I recommend doing both sides at the same time the main time slowdown was draining the fluid and now I have to do it twice and waste more fluid. No way would I try to reuse it. Use a low power air gun to disassemble to make sure of success for the wheel and 8-bolts on the inner-hub. The impact chisle/hammer splits the inner-hub off smooth and fast when applied to the indented areas used to seperate. You can have it dissassembled and on my vise in 10 min. The slowdown is the messy fluid.:D:thumbsup:
 
   / changing leaking seal on front wheel #5  
:thumbsup:
You got that done quick. Good to hear.
 
   / changing leaking seal on front wheel
  • Thread Starter
#6  
:thumbsup:
You got that done quick. Good to hear.

Thanks------Wish I would have done both sides. A machine shop can do a quick fix in a jiffy with out the big $$ charge of the JD-dealer :thumbsup:
 
   / changing leaking seal on front wheel
  • Thread Starter
#7  
After having good luck changing the left seal last week I ordered the right seal on line. The right had a few drips at time when bouncing on rough terrain land so with 2000 hours on the tractor I will change it. (Have the machine shop change it)

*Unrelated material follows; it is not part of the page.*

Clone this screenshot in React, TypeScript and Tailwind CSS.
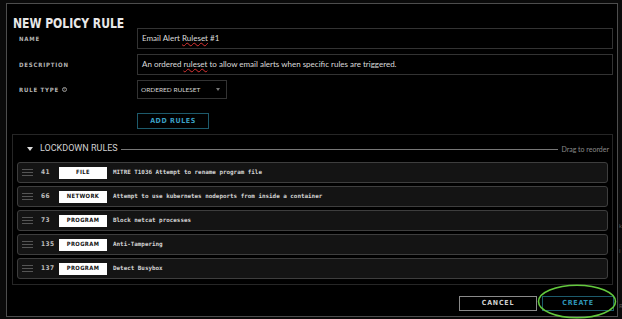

The seal comes from John Deere with instructions and indicates JD part numbers for the locktite for the outter rim of the seal and the JD Part number for RTV sealer for the hub (8bolt) install. I made the mistake of saying RTV on the outter seal JD uses JD locktite. I use whatever locktite is in the tool box and same with RTV sealer. Original seals were LVA10836 the new are LVA16814. The old seal is superseeded. The machine shop does a good job so I will do it again.

When you put the eight bolt back in to draw the cases together use common sense and no air gun. The eight long 10mm bolts draw the two halves together by you slowly tighten opposite bolts. Put the tire/rim back on and fill the fluid and you did a complete job. Should be good for years.